Pour lui, le film va au-delà de la fiction. Il espère qu’il aidera les familles adoptives à mieux accompagner leurs enfants, notamment lors de l’adolescence, période souvent marquée par une crise identitaire amplifiée. « Ce n’est pas l’image dans le film qui compte, mais le message. Il faut reconnecter avec le vrai sens du mot fa’a’amu : nourrir, et non pas couper les racines. »
Le film aborde également une autre page oubliée de l’histoire : celle des Tamaris volontaires et du bataillon du Pacifique pendant la Seconde Guerre mondiale. Il rend hommage à Harry Von King, figure emblématique disparue en 2023. « Ce sont des morceaux de mémoire collective qu’on veut faire revivre à travers ce projet », confie Franck Doucet.
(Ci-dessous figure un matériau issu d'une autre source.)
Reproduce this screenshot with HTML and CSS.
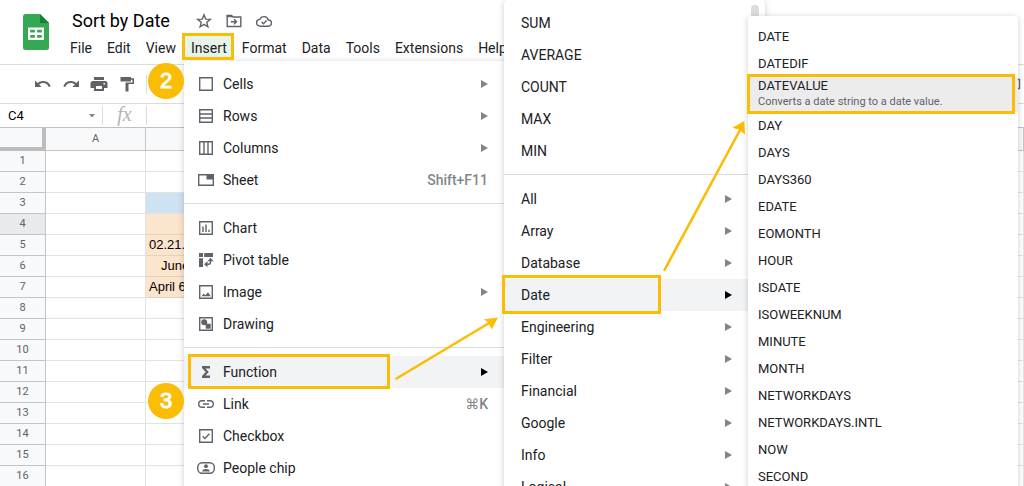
FILE: index.html
```html
<!DOCTYPE html>
<html lang="en">
<head>
<meta charset="utf-8">
<title>Sort by Date</title>
<link rel="stylesheet" href="styles.css">
</head>
<body>
<header class="header">
  <svg class="logo" viewBox="0 0 26 36" aria-hidden="true">
    <path d="M2.500 0H17l9 9v24.500a2.500 2.500 0 0 1-2.500 2.500h-21A2.500 2.500 0 0 1 0 33.500v-31A2.500 2.500 0 0 1 2.500 0z" fill="#34a853"/>
    <path d="M17 0l9 9h-9z" fill="#188038"/>
    <path d="M5 13.500h16v12.500H5zM7.200 15.700v2.900h4.700v-2.900zM14.100 15.700v2.900h4.700v-2.900zM7.200 20.900v2.900h4.700v-2.900zM14.100 20.900v2.900h4.700v-2.900z" fill="#fff" fill-rule="evenodd"/>
  </svg>
  <div class="heading">
    <div class="title-row">
      <h1 class="title">Sort by Date</h1>
      <button class="icon-button" aria-label="Star"><svg class="title-icon" viewBox="0 0 16 16"><path d="M8 1.800l1.700 4.300 4.600.3-3.500 2.900 1.100 4.500L8 11.300l-3.900 2.500 1.100-4.500-3.500-2.900 4.600-.3z" class="line"/></svg></button>
      <button class="icon-button" aria-label="Move"><svg class="title-icon" viewBox="0 0 16 16"><path d="M1.200 2.500h4.300l1.500 1.500h7.800v9.500H1.200z" class="line"/><path d="M.8 2h5l1.500 2.300H.8z" class="solid"/><path d="M4.800 8.700h5.500M8 6.200l2.500 2.500L8 11.200" class="line"/></svg></button>
      <button class="icon-button" aria-label="Saved to Drive"><svg class="title-icon" viewBox="0 0 16 16"><path d="M4.200 13.200a3.400 3.400 0 0 1-.4-6.800A4.500 4.500 0 0 1 12.300 7a3.100 3.100 0 0 1 .2 6.200z" class="line"/><path d="M5.600 9l1.800 1.800L10.600 7.600" class="line"/></svg></button>
    </div>
    <nav class="menubar">
      <button class="menubar-item">File</button>
      <button class="menubar-item">Edit</button>
      <button class="menubar-item">View</button>
      <button class="menubar-item open">Insert</button>
      <button class="menubar-item">Format</button>
      <button class="menubar-item">Data</button>
      <button class="menubar-item">Tools</button>
      <button class="menubar-item">Extensions</button>
      <button class="menubar-item">Help</button>
    </nav>
  </div>
</header>

<div class="toolbar">
  <button class="icon-button" aria-label="Undo"><svg class="tool-icon" viewBox="0 0 18 18"><path d="M1 5.500v6.500h6.500L5.100 9.500C6.200 8.600 7.500 8 9 8c2.700 0 4.800 1.400 5.700 3.900l2-.7C15.600 7.900 12.700 6 9 6c-2 0-3.800.8-5.300 2.100z" class="solid"/></svg></button>
  <button class="icon-button" aria-label="Redo"><svg class="tool-icon" viewBox="0 0 18 18"><path d="M17 5.500v6.500h-6.500l2.400-2.500C11.800 8.600 10.500 8 9 8c-2.700 0-4.800 1.400-5.700 3.900l-2-.7C2.400 7.900 5.300 6 9 6c2 0 3.800.8 5.300 2.100z" class="solid"/></svg></button>
  <button class="icon-button" aria-label="Print"><svg class="tool-icon" viewBox="0 0 18 18"><path d="M4 2h10v3H4zM3 6h12a2.500 2.500 0 0 1 2.500 2.500V13H14v3H4v-3H.5V8.500A2.500 2.500 0 0 1 3 6zM6 11v3h6v-3zM13.500 8v1.500H15V8z" class="solid" fill-rule="evenodd"/></svg></button>
  <button class="icon-button" aria-label="Paint format"><svg class="tool-icon" viewBox="0 0 18 18"><path d="M2.500 2h10.500v1.300h3V9h-5.500v7.500H7.500V7.500h7V4.800H13v1.700H2.500z" class="solid"/></svg></button>
  <span class="rule"></span>
  <svg class="toolbar-end" viewBox="0 0 6 12" aria-hidden="true"><path d="M0 1.500h1.500v9H0" class="line"/></svg>
</div>

<div class="formula-bar">
  <input class="name-box" aria-label="Name box" value="C4">
  <svg class="caret" viewBox="0 0 6 4" aria-hidden="true"><path d="M0 0h6L3 3.500z" fill="#80868b"/></svg>
  <span class="rule"></span>
  <span class="fx">fx</span>
  <span class="rule"></span>
  <input class="formula-input" aria-label="Formula">
</div>

<table class="sheet">
  <thead><tr><th class="corner"></th><th class="col-a">A</th><th class="col-b"></th><th></th></tr></thead>
  <tbody>
    <tr><th>1</th><td></td><td></td><td></td></tr>
    <tr><th>2</th><td></td><td></td><td></td></tr>
    <tr><th>3</th><td></td><td class="blue"></td><td></td></tr>
    <tr><th class="active">4</th><td></td><td class="peach"></td><td></td></tr>
    <tr><th>5</th><td></td><td class="peach">02.21.</td><td></td></tr>
    <tr><th>6</th><td></td><td class="peach indent">June</td><td></td></tr>
    <tr><th>7</th><td></td><td class="peach">April 6</td><td></td></tr>
    <tr><th>8</th><td></td><td></td><td></td></tr>
    <tr><th>9</th><td></td><td></td><td></td></tr>
    <tr><th>10</th><td></td><td></td><td></td></tr>
    <tr><th>11</th><td></td><td></td><td></td></tr>
    <tr><th>12</th><td></td><td></td><td></td></tr>
    <tr><th>13</th><td></td><td></td><td></td></tr>
    <tr><th>14</th><td></td><td></td><td></td></tr>
    <tr><th>15</th><td></td><td></td><td></td></tr>
    <tr><th>16</th><td></td><td></td><td></td></tr>
  </tbody>
</table>

<div class="menu insert-menu">
  <button class="item"><svg class="icon" viewBox="0 0 18 18"><path d="M2.700 2.700h12.600v12.600H2.700z" class="line"/></svg>Cells<span class="more"></span></button>
  <button class="item"><svg class="icon" viewBox="0 0 18 18"><path d="M2.700 2.700h12.600v12.600H2.700zM3 7h12M3 11h12" class="line"/></svg>Rows<span class="more"></span></button>
  <button class="item"><svg class="icon" viewBox="0 0 18 18"><path d="M2.700 2.700h12.600v12.600H2.700zM7 3v12M11 3v12" class="line"/></svg>Columns<span class="more"></span></button>
  <button class="item"><svg class="icon" viewBox="0 0 18 18"><path d="M1.700 3.700h14.600v10.600H1.700z" class="line"/><path d="M9.500 4H16v4.500H9.500z" class="solid"/></svg>Sheet<kbd class="shortcut">Shift+F11</kbd></button>
  <hr class="separator">
  <button class="item"><svg class="icon" viewBox="0 0 18 18"><path d="M2.700 2.700h12.600v12.600H2.700zM6 7.500V13M9 5.500V13M12 10.800V13" class="line"/></svg>Chart</button>
  <button class="item"><svg class="icon" viewBox="0 0 18 18"><path d="M2 2h4v4H2zM7.200 2H16v4H7.200zM2 7.200h4V16H2z" class="solid"/><path d="M9 13.300h2.500a2 2 0 0 0 2-2V9" class="line"/><path d="M13.500 6.800l3 3.500h-6zM7 13.300l3.500-3v6z" class="solid"/></svg>Pivot table</button>
  <button class="item"><svg class="icon" viewBox="0 0 18 18"><path d="M2.700 2.700h12.600v12.600H2.700z" class="line"/><path d="M4.500 13.200l2.200-2.700 1.700 1.700 2.600-3 2.700 4z" class="solid"/></svg>Image<span class="more"></span></button>
  <button class="item"><svg class="icon" viewBox="0 0 18 18"><path d="M2.700 2.700h12.600v12.600H2.700z" class="line"/><circle cx="7.200" cy="7.200" r="3" class="solid"/><path d="M8.700 8.700h5v5h-5z" class="solid"/></svg>Drawing</button>
  <hr class="separator">
  <button class="item current"><svg class="icon" viewBox="0 0 18 18"><path d="M5 3h8v2.500H8.500L11.800 9l-3.300 3.500H13V15H5v-2l3.700-4L5 5z" class="solid"/></svg>Function<span class="more"></span></button>
  <button class="item"><svg class="icon" viewBox="0 0 18 18"><path d="M8 5.700H5a3.300 3.300 0 0 0 0 6.600h3M10 5.700h3a3.300 3.300 0 0 1 0 6.600h-3M6 9h6" class="line"/></svg>Link<kbd class="shortcut">⌘K</kbd></button>
  <button class="item"><svg class="icon" viewBox="0 0 18 18"><path d="M2.700 2.700h12.600v12.600H2.700zM5.700 9.200l2.200 2.200 4.500-4.600" class="line"/></svg>Checkbox</button>
  <button class="item"><svg class="icon" viewBox="0 0 18 18"><rect x="0.700" y="3.700" width="16.600" height="10.600" rx="4.500" class="line"/><circle cx="9" cy="7.200" r="1.900" class="solid"/><path d="M5.200 12.500c0-2 2-2.600 3.800-2.600s3.800.6 3.800 2.600z" class="solid"/></svg>People chip</button>
</div>

<div class="menu function-menu">
  <span class="scroll-thumb"></span>
  <button class="item">SUM</button>
  <button class="item">AVERAGE</button>
  <button class="item">COUNT</button>
  <button class="item">MAX</button>
  <button class="item">MIN</button>
  <hr class="separator">
  <button class="item">All<span class="more"></span></button>
  <button class="item">Array<span class="more"></span></button>
  <button class="item">Database<span class="more"></span></button>
  <button class="item current">Date<span class="more"></span></button>
  <button class="item">Engineering<span class="more"></span></button>
  <button class="item">Filter<span class="more"></span></button>
  <button class="item">Financial<span class="more"></span></button>
  <button class="item">Google<span class="more"></span></button>
  <button class="item">Info<span class="more"></span></button>
  <button class="item">Logical<span class="more"></span></button>
</div>

<div class="menu date-menu">
  <button class="item">DATE</button>
  <button class="item">DATEDIF</button>
  <button class="item current">DATEVALUE<small class="hint">Converts a date string to a date value.</small></button>
  <button class="item">DAY</button>
  <button class="item">DAYS</button>
  <button class="item">DAYS360</button>
  <button class="item">EDATE</button>
  <button class="item">EOMONTH</button>
  <button class="item">HOUR</button>
  <button class="item">ISDATE</button>
  <button class="item">ISOWEEKNUM</button>
  <button class="item">MINUTE</button>
  <button class="item">MONTH</button>
  <button class="item">NETWORKDAYS</button>
  <button class="item">NETWORKDAYS.INTL</button>
  <button class="item">NOW</button>
  <button class="item">SECOND</button>
</div>

<span class="frame frame-insert"></span>
<span class="frame frame-function"></span>
<span class="frame frame-date"></span>
<span class="frame frame-datevalue"></span>
<span class="step step-two">2</span>
<span class="step step-three">3</span>
<svg class="arrows" width="1024" height="486" viewBox="0 0 1024 486" aria-hidden="true">
  <path d="M396.500 378.500L490 322.500M664.500 270L740 130" class="shaft"/>
  <path d="M498 317.500l-14 1.800 4.500 3.700 3.200 6.500zM744.300 121l-12 6.700 7.200 2 5.500 5z" class="head"/>
</svg>
</body>
</html>
```
FILE: styles.css
```css
* {
  box-sizing: border-box;
}

body {
  position: relative;
  min-height: 100vh;
  margin: 0;
  overflow: hidden;
  background: #fff;
  color: #202124;
  font: 14px/20px Roboto, sans-serif;
}

button {
  margin: 0;
  padding: 0;
  border: 0;
  background: none;
  color: inherit;
  font: inherit;
}

input {
  min-width: 0;
  padding: 0;
  border: 0;
  outline: 0;
  background: none;
  color: #000;
  font: inherit;
}

svg {
  display: block;
}

.line {
  fill: none;
  stroke: #5f6368;
  stroke-width: 1.4;
}

.solid {
  fill: #5f6368;
}

.header {
  display: flex;
  height: 65px;
  padding: 14px 0 0 23px;
  border-bottom: 1px solid #dadce0;
}

.logo {
  width: 26px;
  height: 36px;
  margin-right: 14px;
}

.heading {
  margin-top: -4px;
}

.title-row {
  display: flex;
  align-items: center;
  gap: 14px;
  height: 22px;
  padding-left: 9px;
}

.title {
  margin: 0 12px 0 0;
  color: #000;
  font-size: 18px;
  font-weight: 400;
  line-height: 22px;
}

.title-icon {
  width: 16px;
  height: 16px;
}

.menubar {
  display: flex;
  gap: 1px;
  margin-top: 4px;
}

.menubar-item {
  height: 24px;
  padding: 0 7px;
}

.menubar-item.open {
  background: #e6f4ea;
}

.toolbar {
  display: flex;
  align-items: center;
  gap: 10px;
  height: 39px;
  padding-left: 34px;
  border-bottom: 1px solid #dadce0;
}

.tool-icon {
  width: 18px;
  height: 18px;
}

.rule {
  width: 1px;
  height: 19px;
  background: #dadce0;
}

.toolbar-end {
  width: 6px;
  height: 12px;
  margin-left: auto;
}

.formula-bar {
  display: flex;
  align-items: center;
  height: 24px;
  padding-left: 8px;
  border-bottom: 1px solid #c0c0c0;
}

.name-box {
  width: 81px;
  font-size: 13px;
}

.caret {
  width: 6px;
  height: 4px;
  margin-right: 7px;
}

.fx {
  width: 43px;
  padding-bottom: 4px;
  color: #b4b4b4;
  font: italic 20px/20px "Liberation Serif", serif;
  text-align: center;
}

.formula-input {
  flex: 1;
}

.sheet {
  width: 100%;
  border-spacing: 0;
  table-layout: fixed;
  color: #000;
  font: 13px/16px "Liberation Sans", sans-serif;
}

.sheet th,
.sheet td {
  height: 21px;
  padding: 0;
  border-right: 1px solid #e2e3e3;
  border-bottom: 1px solid #e2e3e3;
}

.sheet th {
  border-color: #c4c6c6;
  background: #f8f9fa;
  color: #5f6368;
  font: 11px/16px Roboto, sans-serif;
}

.sheet thead th {
  height: 23px;
}

.sheet td {
  padding-left: 3px;
}

.sheet .corner {
  width: 46px;
  border-right: 4px solid #bdbdbd;
  border-bottom: 4px solid #bdbdbd;
}

.sheet .col-a {
  width: 100px;
}

.sheet .col-b {
  width: 160px;
}

.sheet .active {
  background: #e8eaed;
}

.sheet .blue {
  background: #cfe2f3;
}

.sheet .peach {
  border-bottom-color: #e6d2bc;
  background: #fce5cd;
}

.sheet .indent {
  padding-left: 15px;
}

.menu {
  position: absolute;
  display: flex;
  flex-direction: column;
  border-radius: 4px;
  background: #fff;
  box-shadow: 0 1px 6px rgba(60, 64, 67, 0.25);
}

.item {
  display: flex;
  flex: none;
  align-items: center;
  height: 32px;
  text-align: left;
}

.item.current {
  background: #f1f3f4;
}

.icon {
  width: 18px;
  height: 18px;
  margin-right: 8px;
}

.more {
  margin-left: auto;
  border-top: 4px solid transparent;
  border-bottom: 4px solid transparent;
  border-left: 7px solid #80868b;
}

.current .more {
  border-left-color: #000;
}

.shortcut {
  margin-left: auto;
  color: #80868b;
  font: 500 14px/20px Roboto, "DejaVu Sans", sans-serif;
}

.separator {
  flex: none;
  width: 100%;
  height: 1px;
  margin: 7px 0 8px;
  border: 0;
  background: #dadce0;
}

.insert-menu {
  top: 61px;
  left: 184px;
  width: 330px;
  padding: 7px 0 6px;
  border-radius: 0 4px 4px 4px;
}

.insert-menu .item {
  padding: 0 26px 0 13px;
}

.function-menu {
  top: 0;
  left: 504px;
  width: 261px;
  padding-top: 7px;
}

.function-menu .item {
  padding: 0 33px 0 17px;
}

.scroll-thumb {
  position: absolute;
  top: 5px;
  right: 6px;
  width: 8px;
  height: 160px;
  border-radius: 4px;
  background: #dadce0;
}

.date-menu {
  top: 16px;
  left: 748px;
  width: 270px;
  padding-top: 7px;
  font-size: 13px;
}

.date-menu .item {
  height: 27px;
  padding-left: 10px;
}

.date-menu .current {
  flex-direction: column;
  align-items: flex-start;
  height: 35px;
  background: #ececec;
  line-height: 18px;
}

.hint {
  color: #5f6368;
  font-size: 11px;
  line-height: 14px;
}

.frame {
  position: absolute;
  border: 3px solid #fbbc04;
}

.frame-insert {
  top: 33px;
  left: 182px;
  width: 52px;
  height: 27px;
}

.frame-function {
  top: 354px;
  left: 188px;
  width: 202px;
  height: 35px;
}

.frame-date {
  top: 275px;
  left: 502px;
  width: 159px;
  height: 39px;
}

.frame-datevalue {
  top: 74px;
  left: 747px;
  width: 268px;
  height: 40px;
}

.step {
  position: absolute;
  left: 148px;
  width: 36px;
  height: 36px;
  border-radius: 50%;
  background: #fbbc04;
  color: #fff;
  font: 22px/36px "Liberation Sans", sans-serif;
  -webkit-text-stroke: 1px #fff;
  text-align: center;
}

.step-two {
  top: 63px;
}

.step-three {
  top: 383px;
}

.arrows {
  position: absolute;
  top: 0;
  left: 0;
  pointer-events: none;
}

.shaft {
  fill: none;
  stroke: #fbbc04;
  stroke-width: 2.6;
  stroke-linecap: round;
}

.head {
  fill: #fbbc04;
}
```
Plus de 100 personnes ont participé au tournage à Paris, entre techniciens, figurants, et membres de la communauté polynésienne. L’équipe espère présenter Les Enfants Fa’a’amu dans de nombreux festivals internationaux : FIFO (Festival International du Film documentaire Océanien), Clermont-Ferrand, Cannes, mais aussi aux États-Unis, au Japon ou en Australie. La sortie est prévue pour septembre 2025.

En alliant fiction et témoignages réels, ce court-métrage entend porter la voix d’une jeunesse déracinée, et rappeler l’urgence de préserver les traditions, tout en les adaptant aux réalités contemporaines.